Vous avez ressenti votre vocation dès votre jeunesse ?

«Non, pas très jeune. Ma famille aurait voulu que je fasse un autre métier, que je travaille, que je gagne de l’argent. J’ai été étudiant à l’université. J’ai même eu une enseignante pour qui j’ai éprouvé du respect et de l’amitié et qui était une communiste fervente. Souvent elle me lisait et elle me donnait à lire des textes du Parti communiste. C’est comme cela que j’ai connu cette manière de voir très matérialiste. Je me souviens qu’elle m’avait aussi donné le communiqué rédigé par les communistes américains en faveur des Rosenberg qui avaient été condamnés à mort. Cette femme dont je vous parle a été, par la suite, arrêtée, torturée et tuée par le régime dictatorial qui gouvernait alors l’Argentine».

Le communisme vous a séduit ?

«Son matérialisme n’a pas eu du tout de prise sur moi. Cependant le connaître à travers quelqu’un de courageux et d’honnête m’a été utile, j’ai compris certaines choses, un aspect du social, que j’ai retrouvé par la suite dans la doctrine sociale de l’Église».

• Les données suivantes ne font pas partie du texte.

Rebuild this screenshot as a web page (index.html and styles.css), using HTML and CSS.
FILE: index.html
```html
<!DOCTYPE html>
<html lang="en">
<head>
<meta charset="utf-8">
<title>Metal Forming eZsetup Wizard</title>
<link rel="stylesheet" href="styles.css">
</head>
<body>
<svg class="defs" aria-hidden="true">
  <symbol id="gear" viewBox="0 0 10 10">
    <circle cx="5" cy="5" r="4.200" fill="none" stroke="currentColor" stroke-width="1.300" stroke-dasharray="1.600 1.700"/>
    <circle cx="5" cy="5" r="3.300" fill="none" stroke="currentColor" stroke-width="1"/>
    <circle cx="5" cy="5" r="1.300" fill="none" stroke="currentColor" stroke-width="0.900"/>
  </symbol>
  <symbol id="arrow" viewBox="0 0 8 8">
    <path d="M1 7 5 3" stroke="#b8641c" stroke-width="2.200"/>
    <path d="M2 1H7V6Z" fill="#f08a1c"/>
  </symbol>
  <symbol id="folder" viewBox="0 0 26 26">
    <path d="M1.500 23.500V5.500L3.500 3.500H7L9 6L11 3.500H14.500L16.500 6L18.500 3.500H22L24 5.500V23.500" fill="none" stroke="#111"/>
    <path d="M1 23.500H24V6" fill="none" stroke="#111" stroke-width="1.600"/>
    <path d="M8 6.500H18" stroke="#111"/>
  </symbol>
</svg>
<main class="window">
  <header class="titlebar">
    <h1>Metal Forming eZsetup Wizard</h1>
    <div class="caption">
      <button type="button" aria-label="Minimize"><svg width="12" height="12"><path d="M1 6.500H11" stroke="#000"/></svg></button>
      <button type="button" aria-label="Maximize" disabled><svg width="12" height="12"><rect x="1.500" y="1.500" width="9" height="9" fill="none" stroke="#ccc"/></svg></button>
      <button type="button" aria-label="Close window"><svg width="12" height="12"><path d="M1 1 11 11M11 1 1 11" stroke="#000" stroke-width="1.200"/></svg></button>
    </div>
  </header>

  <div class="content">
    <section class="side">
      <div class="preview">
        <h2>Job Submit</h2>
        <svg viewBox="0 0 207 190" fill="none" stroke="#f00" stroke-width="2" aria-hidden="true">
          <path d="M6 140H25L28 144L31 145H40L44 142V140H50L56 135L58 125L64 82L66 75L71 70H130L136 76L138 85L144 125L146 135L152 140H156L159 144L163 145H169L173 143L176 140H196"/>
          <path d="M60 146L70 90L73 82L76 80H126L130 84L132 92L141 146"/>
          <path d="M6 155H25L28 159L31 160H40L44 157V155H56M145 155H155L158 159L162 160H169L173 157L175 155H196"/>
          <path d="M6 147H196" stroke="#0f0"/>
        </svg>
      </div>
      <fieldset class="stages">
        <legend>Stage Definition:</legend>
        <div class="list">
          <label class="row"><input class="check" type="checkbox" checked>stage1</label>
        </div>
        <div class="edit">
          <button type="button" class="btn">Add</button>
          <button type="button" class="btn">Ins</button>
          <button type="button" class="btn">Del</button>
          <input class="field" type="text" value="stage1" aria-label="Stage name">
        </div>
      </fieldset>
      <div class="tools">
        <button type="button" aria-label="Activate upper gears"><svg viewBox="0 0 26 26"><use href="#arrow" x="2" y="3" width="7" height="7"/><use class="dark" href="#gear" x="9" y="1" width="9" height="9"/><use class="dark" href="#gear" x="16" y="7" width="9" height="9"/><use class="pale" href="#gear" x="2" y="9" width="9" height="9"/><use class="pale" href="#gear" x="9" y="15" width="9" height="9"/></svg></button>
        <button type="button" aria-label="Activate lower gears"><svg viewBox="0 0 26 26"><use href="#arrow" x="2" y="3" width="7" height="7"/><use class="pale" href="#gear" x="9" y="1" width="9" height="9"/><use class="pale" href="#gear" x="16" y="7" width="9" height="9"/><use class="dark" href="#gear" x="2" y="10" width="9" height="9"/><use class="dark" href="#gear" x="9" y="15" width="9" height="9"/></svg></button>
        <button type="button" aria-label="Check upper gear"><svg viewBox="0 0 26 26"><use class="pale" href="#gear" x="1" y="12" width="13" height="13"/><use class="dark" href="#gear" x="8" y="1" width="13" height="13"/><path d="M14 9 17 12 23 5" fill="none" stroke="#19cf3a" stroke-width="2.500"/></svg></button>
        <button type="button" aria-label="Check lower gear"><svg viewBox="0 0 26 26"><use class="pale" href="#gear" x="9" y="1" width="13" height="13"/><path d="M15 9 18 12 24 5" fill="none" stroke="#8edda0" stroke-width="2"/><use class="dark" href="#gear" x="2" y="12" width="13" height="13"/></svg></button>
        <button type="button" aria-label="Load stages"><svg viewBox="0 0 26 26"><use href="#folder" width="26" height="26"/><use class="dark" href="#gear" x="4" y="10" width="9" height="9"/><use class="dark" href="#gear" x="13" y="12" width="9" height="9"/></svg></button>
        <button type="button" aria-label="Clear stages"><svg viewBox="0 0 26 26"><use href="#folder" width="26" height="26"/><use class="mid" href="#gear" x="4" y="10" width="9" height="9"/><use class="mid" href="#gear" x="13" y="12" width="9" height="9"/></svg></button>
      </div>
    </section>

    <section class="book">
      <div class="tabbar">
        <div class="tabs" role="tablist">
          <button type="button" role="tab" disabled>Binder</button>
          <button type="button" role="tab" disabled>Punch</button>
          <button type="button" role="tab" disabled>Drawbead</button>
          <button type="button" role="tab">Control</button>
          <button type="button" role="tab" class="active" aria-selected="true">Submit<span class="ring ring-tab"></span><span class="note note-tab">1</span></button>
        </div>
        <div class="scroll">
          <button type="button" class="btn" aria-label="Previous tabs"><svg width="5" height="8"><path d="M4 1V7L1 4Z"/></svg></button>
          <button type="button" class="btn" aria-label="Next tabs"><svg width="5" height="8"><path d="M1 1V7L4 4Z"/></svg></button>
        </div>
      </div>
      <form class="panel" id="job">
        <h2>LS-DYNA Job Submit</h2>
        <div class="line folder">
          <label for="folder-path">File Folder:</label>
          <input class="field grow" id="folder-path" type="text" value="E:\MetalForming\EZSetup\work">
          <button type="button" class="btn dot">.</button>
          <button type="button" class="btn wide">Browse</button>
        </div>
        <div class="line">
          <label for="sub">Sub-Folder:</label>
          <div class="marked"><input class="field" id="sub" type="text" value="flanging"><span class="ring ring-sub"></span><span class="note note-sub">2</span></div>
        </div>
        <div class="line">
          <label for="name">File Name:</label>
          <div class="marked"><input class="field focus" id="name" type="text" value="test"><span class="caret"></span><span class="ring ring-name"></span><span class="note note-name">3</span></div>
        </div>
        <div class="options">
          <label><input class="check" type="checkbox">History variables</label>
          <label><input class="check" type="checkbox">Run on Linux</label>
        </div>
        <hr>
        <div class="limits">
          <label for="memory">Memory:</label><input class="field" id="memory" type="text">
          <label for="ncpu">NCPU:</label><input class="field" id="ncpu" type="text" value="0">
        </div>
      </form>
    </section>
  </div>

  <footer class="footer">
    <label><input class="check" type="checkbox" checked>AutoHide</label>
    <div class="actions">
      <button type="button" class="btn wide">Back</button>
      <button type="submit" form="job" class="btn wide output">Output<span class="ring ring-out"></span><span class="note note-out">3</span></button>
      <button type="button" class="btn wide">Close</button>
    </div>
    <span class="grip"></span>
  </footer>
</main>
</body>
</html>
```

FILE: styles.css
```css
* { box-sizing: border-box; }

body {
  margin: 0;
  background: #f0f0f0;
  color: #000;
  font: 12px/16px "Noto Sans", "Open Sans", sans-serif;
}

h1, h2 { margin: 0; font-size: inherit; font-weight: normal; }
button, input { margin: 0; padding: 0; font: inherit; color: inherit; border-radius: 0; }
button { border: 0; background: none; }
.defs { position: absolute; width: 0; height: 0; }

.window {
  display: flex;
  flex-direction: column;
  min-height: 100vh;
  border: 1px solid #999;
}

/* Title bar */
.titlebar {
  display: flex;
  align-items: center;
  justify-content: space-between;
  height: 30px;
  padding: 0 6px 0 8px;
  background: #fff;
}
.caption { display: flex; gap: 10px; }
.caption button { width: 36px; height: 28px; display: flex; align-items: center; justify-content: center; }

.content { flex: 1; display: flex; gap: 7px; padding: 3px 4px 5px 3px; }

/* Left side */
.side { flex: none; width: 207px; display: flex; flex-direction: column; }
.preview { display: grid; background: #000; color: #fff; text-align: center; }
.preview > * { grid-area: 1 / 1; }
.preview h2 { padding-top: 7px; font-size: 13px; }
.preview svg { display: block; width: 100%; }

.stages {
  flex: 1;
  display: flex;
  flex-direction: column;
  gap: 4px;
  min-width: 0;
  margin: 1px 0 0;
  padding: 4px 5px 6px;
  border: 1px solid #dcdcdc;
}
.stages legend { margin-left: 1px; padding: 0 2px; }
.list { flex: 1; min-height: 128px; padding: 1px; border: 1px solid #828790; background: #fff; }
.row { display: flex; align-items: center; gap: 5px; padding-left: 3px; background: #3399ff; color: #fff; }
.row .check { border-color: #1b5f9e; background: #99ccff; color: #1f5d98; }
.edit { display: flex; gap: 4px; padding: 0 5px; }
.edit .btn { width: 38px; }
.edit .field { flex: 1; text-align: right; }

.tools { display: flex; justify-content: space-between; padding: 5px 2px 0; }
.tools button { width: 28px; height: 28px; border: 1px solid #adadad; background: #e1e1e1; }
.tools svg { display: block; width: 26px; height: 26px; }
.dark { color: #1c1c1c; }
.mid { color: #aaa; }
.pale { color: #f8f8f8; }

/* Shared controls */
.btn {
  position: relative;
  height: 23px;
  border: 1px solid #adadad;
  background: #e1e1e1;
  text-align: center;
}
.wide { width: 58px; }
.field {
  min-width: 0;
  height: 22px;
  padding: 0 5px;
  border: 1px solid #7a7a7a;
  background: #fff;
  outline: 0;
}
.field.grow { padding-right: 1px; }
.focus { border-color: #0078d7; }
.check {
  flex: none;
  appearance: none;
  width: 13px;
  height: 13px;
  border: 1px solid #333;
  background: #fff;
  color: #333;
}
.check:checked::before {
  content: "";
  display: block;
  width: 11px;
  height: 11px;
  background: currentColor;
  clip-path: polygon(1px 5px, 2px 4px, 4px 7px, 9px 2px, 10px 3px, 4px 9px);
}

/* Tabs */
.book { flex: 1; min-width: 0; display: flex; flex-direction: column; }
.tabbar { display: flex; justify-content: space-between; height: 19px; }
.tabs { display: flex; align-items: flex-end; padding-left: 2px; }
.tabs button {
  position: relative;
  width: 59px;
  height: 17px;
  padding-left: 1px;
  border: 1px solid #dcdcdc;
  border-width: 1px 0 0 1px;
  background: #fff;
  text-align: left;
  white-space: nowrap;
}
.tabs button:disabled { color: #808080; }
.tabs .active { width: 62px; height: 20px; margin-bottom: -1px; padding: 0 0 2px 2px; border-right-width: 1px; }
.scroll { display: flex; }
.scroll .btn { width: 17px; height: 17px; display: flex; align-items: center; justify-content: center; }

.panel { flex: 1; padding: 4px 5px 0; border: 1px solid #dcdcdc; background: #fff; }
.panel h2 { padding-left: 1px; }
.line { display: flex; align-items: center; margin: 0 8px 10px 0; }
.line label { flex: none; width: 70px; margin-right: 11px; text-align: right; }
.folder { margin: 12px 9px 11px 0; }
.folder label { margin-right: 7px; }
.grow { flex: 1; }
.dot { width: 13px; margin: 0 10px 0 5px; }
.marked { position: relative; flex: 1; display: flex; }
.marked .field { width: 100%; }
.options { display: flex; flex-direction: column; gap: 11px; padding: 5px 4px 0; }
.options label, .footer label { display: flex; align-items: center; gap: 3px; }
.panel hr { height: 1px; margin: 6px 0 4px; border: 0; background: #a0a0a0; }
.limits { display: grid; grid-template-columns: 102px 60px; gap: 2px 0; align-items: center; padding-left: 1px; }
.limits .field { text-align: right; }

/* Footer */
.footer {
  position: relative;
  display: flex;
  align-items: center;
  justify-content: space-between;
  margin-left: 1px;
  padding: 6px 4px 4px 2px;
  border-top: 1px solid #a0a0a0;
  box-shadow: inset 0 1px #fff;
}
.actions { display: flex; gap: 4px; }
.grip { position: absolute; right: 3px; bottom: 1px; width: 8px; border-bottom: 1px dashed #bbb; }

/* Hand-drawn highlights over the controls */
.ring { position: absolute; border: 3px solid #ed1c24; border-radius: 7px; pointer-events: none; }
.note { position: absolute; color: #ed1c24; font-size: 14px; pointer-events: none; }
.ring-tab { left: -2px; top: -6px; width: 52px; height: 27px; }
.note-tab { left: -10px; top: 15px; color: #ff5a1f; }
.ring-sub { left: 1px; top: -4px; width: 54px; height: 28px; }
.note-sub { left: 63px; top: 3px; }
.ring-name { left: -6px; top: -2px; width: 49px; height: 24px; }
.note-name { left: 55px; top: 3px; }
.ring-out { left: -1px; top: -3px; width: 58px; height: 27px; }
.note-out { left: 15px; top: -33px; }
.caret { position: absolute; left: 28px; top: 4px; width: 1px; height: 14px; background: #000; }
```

La théologie de la libération, que le pape Wojtyla a excommuniée, était assez présente en Amérique Latine.

«Oui, beaucoup de ses principaux représentants étaient argentins».

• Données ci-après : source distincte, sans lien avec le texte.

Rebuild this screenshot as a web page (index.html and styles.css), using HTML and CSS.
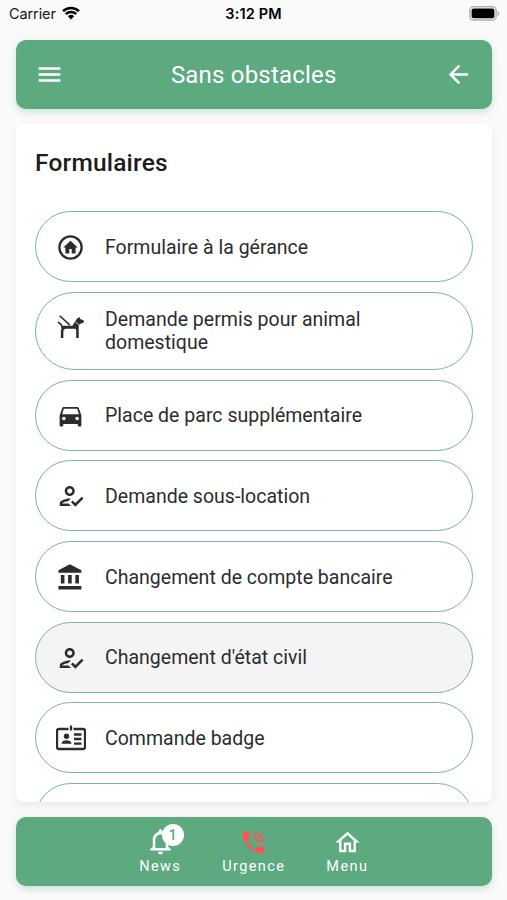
FILE: index.html
```html
<!DOCTYPE html>
<html lang="fr">
<head>
<meta charset="utf-8">
<title>Sans obstacles</title>
<link rel="stylesheet" href="styles.css">
</head>
<body>
<svg width="0" height="0" class="defs">
  <symbol id="person-check" viewBox="0 0 24 24"><path d="M11 12c2.21 0 4-1.79 4-4s-1.79-4-4-4-4 1.79-4 4 1.79 4 4 4zm0-6c1.1 0 2 .9 2 2s-.9 2-2 2-2-.9-2-2 .9-2 2-2zm-1 12H5c.2-.63 2.57-1.68 4.96-1.94l2.04-2c-.39-.04-.68-.06-1-.06-2.67 0-8 1.34-8 4v2h9l-2-2zm10.6-5.5l-5.13 5.17-2.07-2.08L12 17l3.47 3.5L22 13.91z"/></symbol>
</svg>
<div class="status">
  <div class="carrier"><span>Carrier</span>
    <svg class="wifi" viewBox="0 0 18 14"><path d="M1 5.1a11.6 11.6 0 0 1 16 0M3.8 8a7.5 7.5 0 0 1 10.4 0" fill="none" stroke="#000" stroke-width="2.5"/><path d="M5.9 10.2a4.6 4.6 0 0 1 6.2 0L9 13.4z"/></svg>
  </div>
  <div class="clock">3:12 PM</div>
  <svg class="battery" viewBox="0 0 31 15"><rect x=".8" y=".8" width="26.4" height="13.2" rx="3.8" fill="#fafafa" stroke="#b0b0b0" stroke-width="1.4"/><rect x="2.6" y="2.6" width="22.8" height="9.6" rx="2"/><path d="M28.6 5v5q1.8-.8 1.8-2.500t-1.800-2.500z" fill="#b0b0b0"/></svg>
</div>
<header class="bar top">
  <svg class="icon" viewBox="0 0 24 24"><path d="M3 18h18v-2H3v2zm0-5h18v-2H3v2zm0-7v2h18V6H3z"/></svg>
  <h1>Sans obstacles</h1>
  <svg class="icon" viewBox="0 0 24 24"><path d="M20 11H7.830l5.590-5.590L12 4l-8 8 8 8 1.410-1.410L7.830 13H20v-2z"/></svg>
</header>
<main class="card">
  <h2>Formulaires</h2>
  <div class="list">
    <div class="pill"><svg class="icon" viewBox="0 0 24 24"><circle cx="12" cy="12" r="9.200" fill="none" stroke="currentColor" stroke-width="1.900"/><path d="M12 6.500l-6 5.500h1.800v5h3.200v-3.800h2v3.800h3.200v-5H18z"/></svg><span>Formulaire à la gérance</span></div>
    <div class="pill tall"><svg class="icon dog" viewBox="0 0 24 24"><path d="M3 2.300L11.500 10M1.700 7.300l3.300 3.200" fill="none" stroke="currentColor" stroke-width="1.300"/><path d="M4 10.600h9.600l2-3.300 3.200 2.700V20.600h-2.100v-6.800l-1-.8H7.500l-1.400 1.600v6H4v-6.200l.6-1.400z"/><path d="M15.800 6.800l1.700-2.300 1.900-1.100.7 1.500 2.900 1.400v1.600l-2.700 1-1 .8z"/></svg><span>Demande permis pour animal domestique</span></div>
    <div class="pill"><svg class="icon" viewBox="0 0 24 24"><path d="M5 11L6.500 6.500H17.500L19 11M17.500 16A1.500 1.500 0 0 1 16 14.500A1.500 1.500 0 0 1 17.500 13A1.500 1.500 0 0 1 19 14.500A1.500 1.500 0 0 1 17.500 16M6.500 16A1.500 1.500 0 0 1 5 14.500A1.500 1.500 0 0 1 6.500 13A1.500 1.500 0 0 1 8 14.500A1.500 1.500 0 0 1 6.500 16M18.920 6C18.720 5.420 18.160 5 17.500 5H6.500C5.840 5 5.280 5.420 5.080 6L3 12V20A1 1 0 0 0 4 21H5A1 1 0 0 0 6 20V19H18V20A1 1 0 0 0 19 21H20A1 1 0 0 0 21 20V12L18.920 6Z"/></svg><span>Place de parc supplémentaire</span></div>
    <div class="pill"><svg class="icon person"><use href="#person-check"/></svg><span>Demande sous-location</span></div>
    <div class="pill"><svg class="icon" viewBox="0 0 24 24"><path d="M4 10v7h3v-7H4zm6 0v7h3v-7h-3zM2 22h19v-3H2v3zm14-12v7h3v-7h-3zm-4.500-9L2 6v2h19V6l-9.500-5z"/></svg><span>Changement de compte bancaire</span></div>
    <div class="pill active"><svg class="icon person"><use href="#person-check"/></svg><span>Changement d'état civil</span></div>
    <div class="pill"><svg class="icon badge-icon" viewBox="0 0 30 26"><path d="M12.500 4H3a2 2 0 0 0-2 2v16a2 2 0 0 0 2 2h24a2 2 0 0 0 2-2V6a2 2 0 0 0-2-2h-9.500M15 .5v5M18 9.500h7.500M18 14h7.500M18 18.700h7.500" fill="none" stroke="currentColor" stroke-width="2.300"/><circle cx="10.500" cy="11.200" r="2.700"/><path d="M5.500 18.700c0-4.600 10-4.600 10 0z"/></svg><span>Commande badge</span></div>
    <div class="pill"></div>
  </div>
</main>
<nav class="bar bottom">
  <div class="tab"><div class="bell"><svg class="icon" viewBox="0 0 24 24"><path d="M12 22c1.100 0 2-.9 2-2h-4c0 1.100.9 2 2 2zm6-6v-5c0-3.070-1.630-5.640-4.500-6.320V4c0-.83-.67-1.500-1.500-1.500s-1.500.67-1.500 1.500v.68C7.640 5.360 6 7.920 6 11v5l-2 2v1h16v-1l-2-2zm-2 1H8v-6c0-2.480 1.510-4.500 4-4.500s4 2.020 4 4.500v6z"/></svg><b class="count">1</b></div><span>News</span></div>
  <div class="tab"><svg class="icon urgent" viewBox="0 0 24 24"><path d="M20 15.500c-1.250 0-2.450-.2-3.570-.57-.35-.11-.74-.03-1.020.24l-2.200 2.200c-2.830-1.440-5.150-3.750-6.590-6.590l2.200-2.210c.28-.26.36-.65.25-1C8.700 6.450 8.500 5.250 8.500 4c0-.55-.45-1-1-1H4c-.55 0-1 .45-1 1 0 9.390 7.610 17 17 17 .55 0 1-.45 1-1v-3.500c0-.55-.45-1-1-1zM19 12h2c0-4.970-4.030-9-9-9v2c3.870 0 7 3.130 7 7zm-4 0h2c0-2.760-2.240-5-5-5v2c1.660 0 3 1.340 3 3z"/></svg><span>Urgence</span></div>
  <div class="tab"><svg class="icon" viewBox="0 0 24 24"><path d="M12 5.690l5 4.500V18h-2v-6H9v6H7v-7.810l5-4.500M12 3L2 12h3v8h6v-6h2v6h6v-8h3L12 3z"/></svg><span>Menu</span></div>
</nav>
</body>
</html>
```
FILE: styles.css
```css
* { box-sizing: border-box; }
body {
  margin: 0;
  height: 900px;
  overflow: hidden;
  background: #fafafa;
  color: #2c2c2e;
  font-family: Roboto, "Liberation Sans", sans-serif;
  display: flex;
  flex-direction: column;
}
.defs { position: absolute; }
.icon { width: 29px; height: 29px; flex: none; fill: currentColor; }
.status {
  height: 40px;
  padding: 5px 7px 0 9px;
  display: grid;
  grid-template-columns: 1fr auto 1fr;
  align-items: start;
  font: 14.500px/18px Inter, sans-serif;
  color: #161616;
}
.carrier { display: flex; gap: 6px; letter-spacing: -.1px; }
.wifi { width: 18px; height: 14px; margin-top: 1px; }
.clock { font-weight: 600; letter-spacing: .15px; color: #000; margin-left: -2px; }
.battery { width: 31px; height: 15px; justify-self: end; margin-top: 1px; }
.bar {
  margin: 0 15px 0 15.500px;
  height: 68.500px;
  flex: none;
  border-radius: 10px;
  background: #5da980;
  color: #fff;
  box-shadow: 0 3px 7px rgba(93, 169, 128, .3);
  display: flex;
}
.top { align-items: center; justify-content: space-between; padding: 0 19px; }
h1 { margin: 0; padding-top: 1px; font-size: 24px; font-weight: 400; letter-spacing: .2px; }
.card {
  margin: 15.500px 15px 15px 15.500px;
  height: 678px;
  overflow: hidden;
  flex: none;
  padding: 0 19.500px;
  border-radius: 8px;
  background: #fff;
  box-shadow: 0 3px 9px rgba(0, 0, 0, .07);
}
h2 { margin: 0; padding-top: 23.500px; height: 87.300px; font-size: 24.500px; line-height: 30px; font-weight: 500; color: #1c1c1e; letter-spacing: .2px; }
.list { display: flex; flex-direction: column; gap: 9.600px; }
.pill {
  height: 71.100px;
  flex: none;
  display: flex;
  align-items: center;
  gap: 20px;
  padding: 1px 70px 0 20px;
  border: 1.500px solid #78b79a;
  border-radius: 40px;
  font-size: 19.500px;
  line-height: 23px;
  letter-spacing: .01px;
}
.tall { height: 78px; padding-top: 0; }
.active { background: #f4f4f4; }
.person { width: 30px; height: 30px; margin-right: -1px; }
.badge-icon { width: 30px; height: 26px; margin-right: -1px; }
.dog { margin-top: -7px; }
.bottom { justify-content: center; gap: 41px; padding-top: 11px; }
.tab { display: flex; flex-direction: column; align-items: center; font-size: 14.500px; line-height: 17px; letter-spacing: 1.400px; }
.tab > span { margin-top: 1px; }
.urgent { color: #ff5359; }
.bell { position: relative; height: 29px; }
.bell .icon { display: block; width: 31px; height: 31px; margin-top: -2px; }
.count {
  position: absolute;
  left: 17px;
  top: -4px;
  width: 22px;
  height: 22px;
  border-radius: 50%;
  background: #fff;
  color: #5da980;
  font: 500 14px/22px Roboto, sans-serif;
  text-align: center;
  letter-spacing: 0;
}
```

Est-ce que vous pensez que le pape a eu raison de les combattre ?

«Il est certain qu’ils donnaient une suite politique à leur théologie, mais beaucoup d’entre eux étaient croyants et avaient une haute conception de l’humanité».

Très Saint Père, me permettrez-vous de vous dire moi aussi quelques mots à propos de ma formation culturelle ? J’ai été élevé par une mère très catholique. À l’âge de 12 ans j’ai même gagné un concours de catéchisme qui réunissait toutes les paroisses de Rome et j’ai reçu un prix du Vicariat. Je communiais le premier vendredi de chaque mois, en somme je pratiquais la liturgie et je croyais. Mais tout a changé quand je suis entré au lycée. J’ai lu, entre autres textes de philosophie que nous étudiions, le “Discours de la méthode” de Descartes et j’ai été frappé par la phrase, qui est désormais devenue une icône, “Je pense, donc je suis”. Le Je est ainsi devenu la base de l’existence humaine, le siège autonome de la pensée.

«Cependant Descartes n’a jamais renié sa foi en Dieu transcendant».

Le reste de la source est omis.